ライブドア事件元会計士の実刑を破棄、猶予刑に…東京高裁
ライブドア事件で粉飾決算に加担したとして、旧証券取引法違反(有価証券報告書の虚偽記載)の罪に問われた元公認会計士・久野太辰(ひさのたいしん)被告(43)の控訴審判決が19日、東京高裁であった。中川武隆裁判長は「犯行は不承不承の自己保身的なもので、積極性が強くはなかった」と述べ、懲役10月の実刑とした1審・東京地裁判決を破棄し、懲役1年、執行猶予4年の有罪判決を言い渡した。

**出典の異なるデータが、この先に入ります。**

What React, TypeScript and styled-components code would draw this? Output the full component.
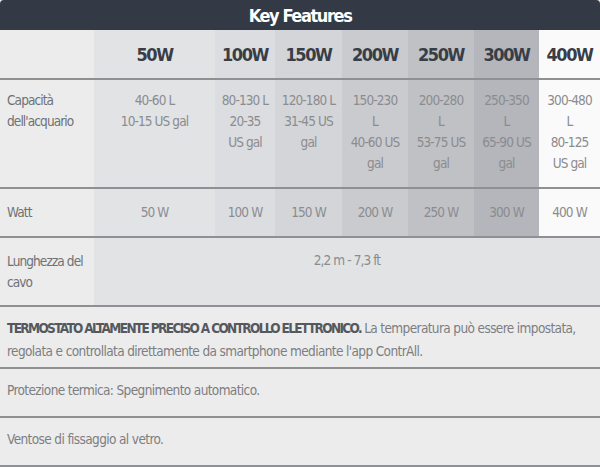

判決は、「主要な顧客であるライブドアを失うことを恐れて踏み切った犯行で、公認会計士に要請される職責への自覚を欠き、責任は重い」と指摘した。その一方で、久野被告が元同社取締役・宮内亮治被告(41)(上告中)らに取り込まれてしまい、不正な利益計上を修正するよう求めながら押し切られた面があることや、1審判決後の2007年6月、金融庁から会計士登録の抹消処分を受けていることなどを挙げ、実刑は重すぎると判断した。
判決によると、久野被告は、元同社社長・堀江貴文被告(35)(上告中)らと共謀し、ライブドアの04年9月期連結決算で、同社株売却益などを売り上げに不正計上し、約3億円の赤字を約50億円の黒字と偽った。久野被告は当時、ライブドアの監査責任者で、粉飾を知りながら、問題がないとする意見を監査報告書に付けていた。
久野被告は1審で無罪を主張したが、控訴審では一転して起訴事実を認めた。